How can a city help its citizens to thrive?

Building an urban center in a flat city can change the lifestyle of young Saudis. They will be able to spend less time on the road commuting, and as a result will come to work happier. Their working environments will be more conducive to productivity, as we can already see in Dubai. There will be new job opportunities with seven new hotels going up, major new retail opportunities, and numerous companies that are going to relocate. Young professionals will also be able to find a place to start their businesses in JEC. They can have a clearly defined address and easy location to find compared to setting up in a building in the old city where the street names and addresses are confusing. This will enhance the quality of life and create a shift in the way business is done.

What advantages does the country provide for a project like this?

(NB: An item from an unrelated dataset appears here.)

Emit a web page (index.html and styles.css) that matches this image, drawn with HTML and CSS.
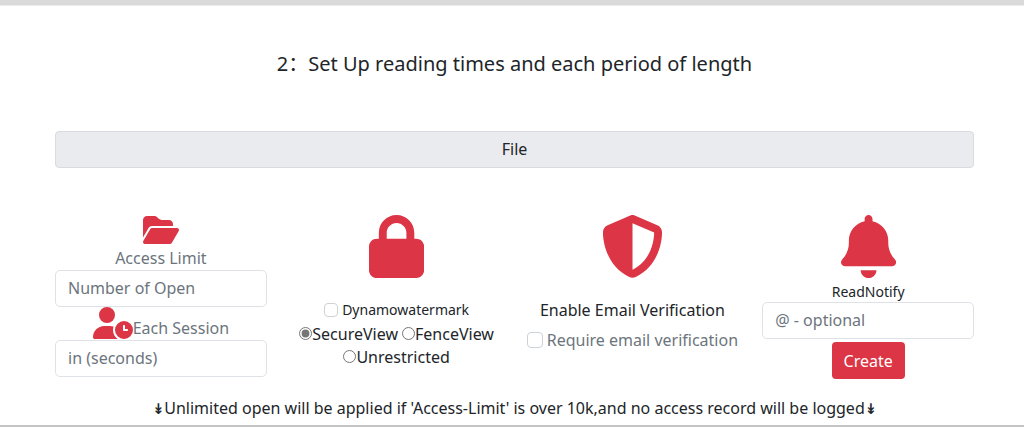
FILE: index.html
```html
<!DOCTYPE html>
<html lang="en">
<head>
<meta charset="utf-8">
<meta name="viewport" content="width=device-width, initial-scale=1">
<title>Set Up reading times</title>
<link rel="stylesheet" href="styles.css">
</head>
<body>
<main class="panel">
  <h1 class="title">2：Set Up reading times and each period of length</h1>
  <button type="button" class="file">File</button>
  <form class="options">
    <section class="column">
      <label class="field-label stacked" for="limit">
        <svg class="icon-small" viewBox="0 0 576 512" aria-hidden="true"><path d="M88.7 223.8L0 375.8V96C0 60.7 28.7 32 64 32H181.5c17 0 33.3 6.7 45.3 18.7l26.5 26.5c12 12 28.3 18.7 45.3 18.7H416c35.3 0 64 28.7 64 64v32H144c-22.8 0-43.8 12.1-55.3 31.8zm27.6 16.1C122.1 230 132.6 224 144 224H544c11.5 0 22 6.1 27.7 16.1s5.7 22.2-.1 32.1l-112 192C453.9 474 443.4 480 432 480H32c-11.5 0-22-6.1-27.7-16.1s-5.7-22.2 .1-32.1l112-192z"/></svg>
        <span>Access Limit</span>
      </label>
      <input class="text-input" id="limit" type="text" placeholder="Number of Open">
      <label class="field-label" for="session">
        <svg class="icon-small" viewBox="0 0 640 512" aria-hidden="true"><path d="M224 0a128 128 0 1 1 0 256A128 128 0 1 1 224 0zM178.3 304h91.4c20.6 0 40.4 3.5 58.8 9.9C323 331 320 349.1 320 368c0 59.5 29.5 112.1 74.8 144H29.7C13.3 512 0 498.7 0 482.3C0 383.8 79.8 304 178.3 304zM352 368a144 144 0 1 1 288 0 144 144 0 1 1 -288 0zm144-80c-8.8 0-16 7.2-16 16v64c0 8.8 7.2 16 16 16h48c8.8 0 16-7.2 16-16s-7.2-16-16-16H512V304c0-8.8-7.2-16-16-16z"/></svg>
        <span>Each Session</span>
      </label>
      <input class="text-input" id="session" type="text" placeholder="in (seconds)">
    </section>

    <section class="column">
      <svg class="icon-large" viewBox="0 0 448 512" aria-hidden="true"><path d="M144 144v48H304V144c0-44.2-35.8-80-80-80s-80 35.8-80 80zM80 192V144C80 64.5 144.5 0 224 0s144 64.5 144 144v48h16c35.3 0 64 28.7 64 64V448c0 35.3-28.7 64-64 64H64c-35.3 0-64-28.7-64-64V256c0-35.3 28.7-64 64-64H80z"/></svg>
      <div class="choices">
        <label class="check small"><input type="checkbox">Dynamowatermark</label>
        <div class="radios">
          <label class="radio"><input type="radio" name="view" checked>SecureView</label>
          <label class="radio"><input type="radio" name="view">FenceView</label>
          <label class="radio"><input type="radio" name="view">Unrestricted</label>
        </div>
      </div>
    </section>

    <section class="column">
      <svg class="icon-large" viewBox="0 0 512 512" aria-hidden="true"><path d="M256 0c4.6 0 9.2 1 13.4 2.9L457.7 82.8c22 9.3 38.4 31 38.3 57.2c-.5 99.2-41.3 280.7-213.6 363.2c-16.7 8-36.1 8-52.8 0C57.3 420.7 16.5 239.2 16 140c-.1-26.2 16.3-47.9 38.3-57.2L242.7 2.9C246.8 1 251.4 0 256 0zm0 66.8V444.8C394 378 431.1 230.1 432 141.4L256 66.8l0 0z"/></svg>
      <div class="choices">
        <p class="heading">Enable Email Verification</p>
        <label class="check muted"><input type="checkbox">Require email verification</label>
      </div>
    </section>

    <section class="column">
      <svg class="icon-large" viewBox="0 0 448 512" aria-hidden="true"><path d="M224 0c-17.7 0-32 14.3-32 32V51.2C119 66 64 130.6 64 208v18.8c0 47-17.3 92.4-48.5 127.6l-7.4 8.3c-8.4 9.4-10.4 22.9-5.3 34.4S19.4 416 32 416H416c12.6 0 24-7.4 29.2-18.9s3.1-25-5.3-34.4l-7.4-8.3C401.3 319.2 384 273.9 384 226.8V208c0-77.4-55-142-128-156.8V32c0-17.7-14.3-32-32-32zm45.3 493.3c12-12 18.7-28.3 18.7-45.3H224 160c0 17 6.7 33.3 18.7 45.3s28.3 18.7 45.3 18.7s33.3-6.7 45.3-18.7z"/></svg>
      <label class="notify-label" for="notify">ReadNotify</label>
      <input class="text-input" id="notify" type="text" placeholder="@ - optional">
      <button type="button" class="create">Create</button>
    </section>
  </form>
  <p class="note"><span class="arrow">↡</span>Unlimited open will be applied if 'Access-Limit' is over 10k,and no access record will be logged<span class="arrow">↡</span></p>
</main>
</body>
</html>
```
FILE: styles.css
```css
* {
  box-sizing: border-box;
}

body {
  margin: 0;
  background: #fff;
  color: #212529;
  font-family: "Noto Sans", "Open Sans", "Noto Sans CJK SC", "DejaVu Sans", sans-serif;
  font-size: 16px;
  line-height: 24px;
}

input,
button {
  margin: 0;
  font: inherit;
  color: inherit;
}

.panel {
  padding: 44px 50px 5px 55px;
  border-top: 5px solid #dadada;
  border-bottom: 2px solid #c4c4c4;
  box-shadow: inset 0 1px #ececec;
}

.title {
  margin: 0 0 52px;
  font-size: 20px;
  font-weight: 400;
  line-height: 30px;
  text-align: center;
}

.file {
  display: block;
  width: 100%;
  height: 37px;
  padding: 0 0 2px;
  background: #e9ebee;
  border: 1px solid #d8dce0;
  border-radius: 4px;
}

.options {
  display: grid;
  grid-template-columns: repeat(4, minmax(0, 1fr));
  column-gap: 24px;
  margin-top: 46px;
}

.column {
  display: flex;
  flex-direction: column;
  align-items: center;
}

.icon-small {
  height: 32px;
  fill: #dc3545;
}

.icon-large {
  height: 63px;
  margin-top: 1px;
  fill: #dc3545;
}

.field-label {
  display: flex;
  align-items: flex-start;
  height: 33px;
  color: #6c757d;
}

.field-label span {
  padding-top: 9px;
}

.stacked {
  flex-direction: column;
  align-items: center;
  height: 56px;
}

.stacked span {
  padding-top: 0;
}

.text-input {
  width: 100%;
  height: 37px;
  padding: 5px 12px 7px;
  background: #fff;
  border: 1px solid #dee2e6;
  border-radius: 5px;
}

.text-input::placeholder {
  color: #6c757d;
  opacity: 1;
}

.choices {
  display: flex;
  flex-direction: column;
  align-items: center;
  margin-top: 20px;
}

.check {
  display: flex;
  align-items: center;
  gap: 4px;
  height: 24px;
}

.check input {
  appearance: none;
  width: 16px;
  height: 16px;
  background: #fff;
  border: 1px solid #ced2d6;
  border-radius: 4px;
}

.check input:checked {
  background: #dc3545;
}

.small,
.notify-label {
  font-size: 14px;
}

.check.small input {
  width: 14px;
  height: 14px;
}

.muted {
  margin-top: 6px;
  color: #6c757d;
}

.radios {
  display: flex;
  flex-wrap: wrap;
  justify-content: center;
  column-gap: 4px;
}

.radio {
  display: flex;
  align-items: center;
  height: 23px;
}

.radio input {
  width: 13px;
  height: 13px;
  accent-color: #767676;
}

.heading {
  margin: 0;
}

.notify-label {
  height: 24px;
  line-height: 28px;
}

.create {
  height: 37px;
  margin-top: 3px;
  padding: 0 12px;
  background: #dc3545;
  border: 0;
  border-radius: 4px;
  color: #fff;
}

.note {
  margin: 17px 0 0;
  text-align: center;
}

.arrow {
  font-family: "DejaVu Sans Mono", monospace;
  font-size: 20px;
  line-height: 16px;
}
```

This is one of the strongest economies in the Middle East, and we are blessed to be in Jeddah, which is the gateway to the Islamic world. Millions of pilgrims come through Jeddah every year going to and from Mecca and Medina. We also have a beautiful shoreline and are a prime destination for Saudi tourists who are excellent tourism clients. Jeddah is also the first business hub in the Kingdom, like Dubai in the UAE. Some 40% of the top 100 companies have their head offices here, and the city also has the second largest industrial zone in the Kingdom. Furthermore, the economy is the least dependent on oil and gas. My job is to build cities, and on all of my projects I work in close collaboration with the government, service and utility providers, and other major institutions, both public and private, to succeed. It is not about building a place; it is about putting a soul into a place. When you undertake a large project in Saudi Arabia you are in charge of setting up your own infrastructure and linking the city to the relevant services. The government is an important player here because it is investing heavily in infrastructure. Both the government and the private sector are doing their bit, and we cooperate in many other areas, making it a de facto PPP.